犬養毅(1855〜1932)


政党政治家。木堂と号す。備中庭瀬村字川入(現岡山市川入)の郷士(大庄屋)源左衛門の二男として生まれる。明治五年(1872)小田県庁地券局に勤め、明治八年上京。共慣義塾を経て翌年慶応義塾に転学、明治十三年卒業直前に退学した。この間、「報知新聞」に寄稿、西南戦争従軍記者として名声を博した。明治十三年豊川良平とともに「東洋経済新報」を発刊、翌年統計院権少書記官に任命されたが、明治十四年の政変に伴い、大隈重信に従って退官した。明治十五年立憲改進党の創立に参画、「郵便報知新聞」「秋田日報」を経て、「朝野新聞」の編集をしながら大同団結運動を推進、大隈の腹心として行動した。同年東京府会議員に当選、明治二十三年第一回衆議院議員選挙以来、毎回岡山県から当選した。明治二十七年中国進歩党、明治二十九年進歩党を結成、松方正義内閣を支持して薩派に接近、明治三十一年自由党・進歩の合同した憲政党に参加、隈板内閣で尾崎行雄が共和演説事件で辞職後文部大臣に就任、同党の分裂後は憲政本党に属し、以後長く野党少数政党の幹部として薩閥打倒に励んだ。明治四十三年立憲国民党を創立したが、党内改革派と別れ、大正二年(1913)政友会の一部とともに、第一次護憲運動に参加している。大正七年以降は、普通選挙の実現と軍縮を主張し、大正十一年革新倶楽部を組織、翌年第二次山本権兵衛内閣の逓信大臣となった。大正十三年清浦奎吾内閣の成立にともない第二次護憲運動に参加、政友会、憲政党ともに護憲三派を形成、加藤高明内閣(護憲三派内閣)で再び逓相に就任している。大正十四年政友会と合同、自ら政界引退を表明したが、昭和四年(1929)田中義一の後任難から政友会総裁に就任、昭和六年首相となり、満州事変後の難局に当たった。
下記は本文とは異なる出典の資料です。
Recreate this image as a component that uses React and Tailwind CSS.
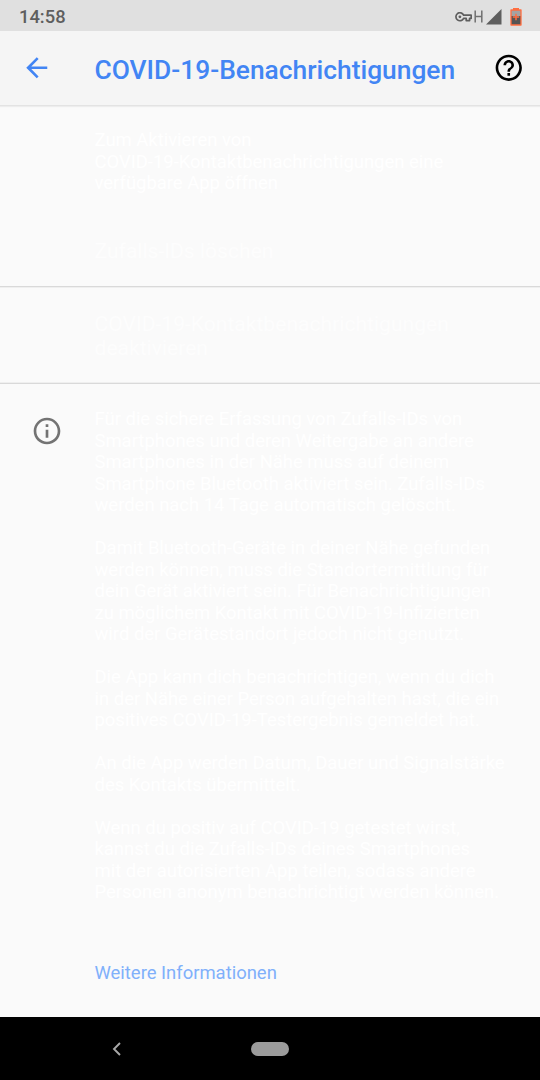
const paragraphs = [
  [
    'Für die sichere Erfassung von Zufalls-IDs von',
    'Smartphones und deren Weitergabe an andere',
    'Smartphones in der Nähe muss auf deinem',
    'Smartphone Bluetooth aktiviert sein. Zufalls-IDs',
    'werden nach 14 Tage automatisch gelöscht.',
  ],
  [
    'Damit Bluetooth-Geräte in deiner Nähe gefunden',
    'werden können, muss die Standortermittlung für',
    'dein Gerät aktiviert sein. Für Benachrichtigungen',
    'zu möglichem Kontakt mit COVID-19-Infizierten',
    'wird der Gerätestandort jedoch nicht genutzt.',
  ],
  [
    'Die App kann dich benachrichtigen, wenn du dich',
    'in der Nähe einer Person aufgehalten hast, die ein',
    'positives COVID-19-Testergebnis gemeldet hat.',
  ],
  [
    'An die App werden Datum, Dauer und Signalstärke',
    'des Kontakts übermittelt.',
  ],
  [
    'Wenn du positiv auf COVID-19 getestet wirst,',
    'kannst du die Zufalls-IDs deines Smartphones',
    'mit der autorisierten App teilen, sodass andere',
    'Personen anonym benachrichtigt werden können.',
  ],
];

function Lines({ lines }) {
  return lines.map((line) => (
    <span key={line} className="block whitespace-nowrap">
      {line}
    </span>
  ));
}

function StatusBar() {
  return (
    <div className="flex h-[31px] shrink-0 items-center bg-[#e0e0e0] pl-[19px] pr-[18px] pt-[2px] text-[#5e5e5e]">
      <span className="pt-[1px] text-[18.375px] font-medium leading-none">14:58</span>
      <div className="ml-auto flex items-center">
        <svg className="h-[10px] w-[17px]" viewBox="0 0 17 10" fill="none" stroke="currentColor" strokeWidth="1.7">
          <path d="M8.6 3.2H16.2V6.3H14.6V8.6H11.2V6.3H8.6A4 4 0 1 1 8.6 3.2Z" strokeLinejoin="round" />
          <circle cx="4.9" cy="4.8" r="1.4" fill="currentColor" stroke="none" />
        </svg>
        <svg className="ml-[2px] h-[13px] w-[9px]" viewBox="0 0 9 13" fill="none" stroke="#707070" strokeWidth="1.5">
          <path d="M1.2 .5V12.5M7.8 .5V12.5M1.2 6.4H7.8" />
        </svg>
        <svg className="ml-[3px] h-[16px] w-[16px]" viewBox="0 0 16 16">
          <path d="M0 15.5L15.5 0V15.5Z" fill="currentColor" />
        </svg>
        <svg className="ml-[8px] h-[19px] w-[12px]" viewBox="0 0 12 19">
          <path d="M1 3H11V9H1Z" fill="#a3a3a3" />
          <path d="M1 9H11V18H1Z" fill="#555555" />
          <path d="M3 1H9V3H3Z" fill="#ff6e40" />
          <path d="M1 3H11V18H1Z" fill="none" stroke="#ff6e40" strokeWidth="1.3" strokeLinejoin="round" />
          <path d="M6 6.7V13.3M2.8 10H9.2" stroke="#ff6e40" strokeWidth="1.5" />
        </svg>
      </div>
    </div>
  );
}

function AppBar() {
  return (
    <header className="flex h-[75px] shrink-0 items-center border-b border-[#e3e3e3] bg-[#f5f5f5] pl-[21px] pr-4 text-[#4285f4] shadow-[0_1px_1px_rgba(0,0,0,0.05)]">
      <svg className="h-[31.5px] w-[31.5px]" viewBox="0 0 24 24" fill="currentColor">
        <path d="M20 11H7.83l5.59-5.59L12 4l-8 8 8 8 1.41-1.41L7.83 13H20v-2z" />
      </svg>
      <h1 className="ml-[42px] whitespace-nowrap pt-[5px] text-[26.36px] font-medium leading-none">
        COVID-19-Benachrichtigungen
      </h1>
      <svg className="ml-auto h-[31.5px] w-[31.5px] shrink-0 text-black" viewBox="0 0 24 24" fill="currentColor">
        <path d="M11 18h2v-2h-2v2zm1-16C6.48 2 2 6.48 2 12s4.48 10 10 10 10-4.48 10-10S17.52 2 12 2zm0 18c-4.41 0-8-3.59-8-8s3.59-8 8-8 8 3.59 8 8-3.59 8-8 8zm0-14c-2.21 0-4 1.79-4 4h2c0-1.1.9-2 2-2s2 .9 2 2c0 2-3 1.75-3 5h2c0-2.25 3-2.5 3-5 0-2.21-1.79-4-4-4z" />
      </svg>
    </header>
  );
}

function NavigationBar() {
  return (
    <nav className="grid h-[63px] shrink-0 grid-cols-[233px_74px_233px] items-center bg-black">
      <svg className="ml-[112px] h-[14px] w-[9px]" viewBox="0 0 9 14" fill="none" stroke="#a8a8a8" strokeWidth="1.9">
        <path d="M8 1L2 7L8 13" />
      </svg>
      <span className="h-[14px] w-[38px] justify-self-center rounded-full bg-[#9b9b9b]" />
    </nav>
  );
}

export default function App() {
  return (
    <div className="flex h-[1080px] w-[540px] flex-col overflow-hidden bg-[#fafafa] font-['Roboto',sans-serif]">
      <StatusBar />
      <AppBar />
      <main className="flex min-h-0 flex-1 flex-col">
        <section className="h-[181px] shrink-0 border-b border-[#d9d9d9] pl-[94.5px] pt-[24px]">
          <p className="text-[18.45px] leading-[21.5px] text-white">
            <Lines lines={['Zum Aktivieren von', 'COVID-19-Kontaktbenachrichtigungen eine', 'verfügbare App öffnen']} />
          </p>
          <p className="mt-[43.5px] text-[21.08px] leading-[25px] text-[#fdfdfd]">Zufalls-IDs löschen</p>
        </section>
        <section className="h-[96px] shrink-0 border-b border-[#efefef] border-t border-t-[#efefef] pl-[94.5px] pt-[23.75px] text-[21.08px] leading-[24.6px] text-[#fdfdfd]">
          <Lines lines={['COVID-19-Kontaktbenachrichtigungen', 'deaktivieren']} />
        </section>
        <section className="flex border-t border-[#d9d9d9] pt-[24px]">
          <div className="w-[94.5px] shrink-0 pl-[31px] pt-[7px]">
            <svg className="h-[32px] w-[32px] text-[#737373]" viewBox="0 0 24 24" fill="currentColor">
              <path d="M11 17h2v-6h-2v6zm1-15C6.48 2 2 6.48 2 12s4.48 10 10 10 10-4.48 10-10S17.52 2 12 2zm0 18c-4.41 0-8-3.59-8-8s3.59-8 8-8 8 3.59 8 8-3.59 8-8 8zM11 9h2V7h-2v2z" />
            </svg>
          </div>
          <div className="flex flex-col gap-[21.5px] pt-[1px] text-[18.45px] leading-[21.5px] text-white">
            {paragraphs.map((lines) => (
              <p key={lines[0]}>
                <Lines lines={lines} />
              </p>
            ))}
          </div>
        </section>
        <a className="ml-[94.5px] mt-[59px] self-start text-[18.45px] leading-[21.5px] text-[#80b0fa]">
          Weitere Informationen
        </a>
      </main>
      <NavigationBar />
    </div>
  );
}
翌年五月、いわゆる五・一五事件で海軍中尉山岸宏、三上卓ら数人の青年将校が官邸を襲撃、「話せばわかる」「問答無用、撃て」のやり取りの後、拳銃で撃たれ、同日夜半死去した。生前は眼光鋭く、気節に富み、気力旺盛、情に厚く、清貧に甘んじたといわれる。また文章を能くし、書は枯淡、一家を成し、刀剣にも親しんだ。なお高梁中学校へは明治四十三年(1910)六月来校し、全教職員、生徒に講演を行っている。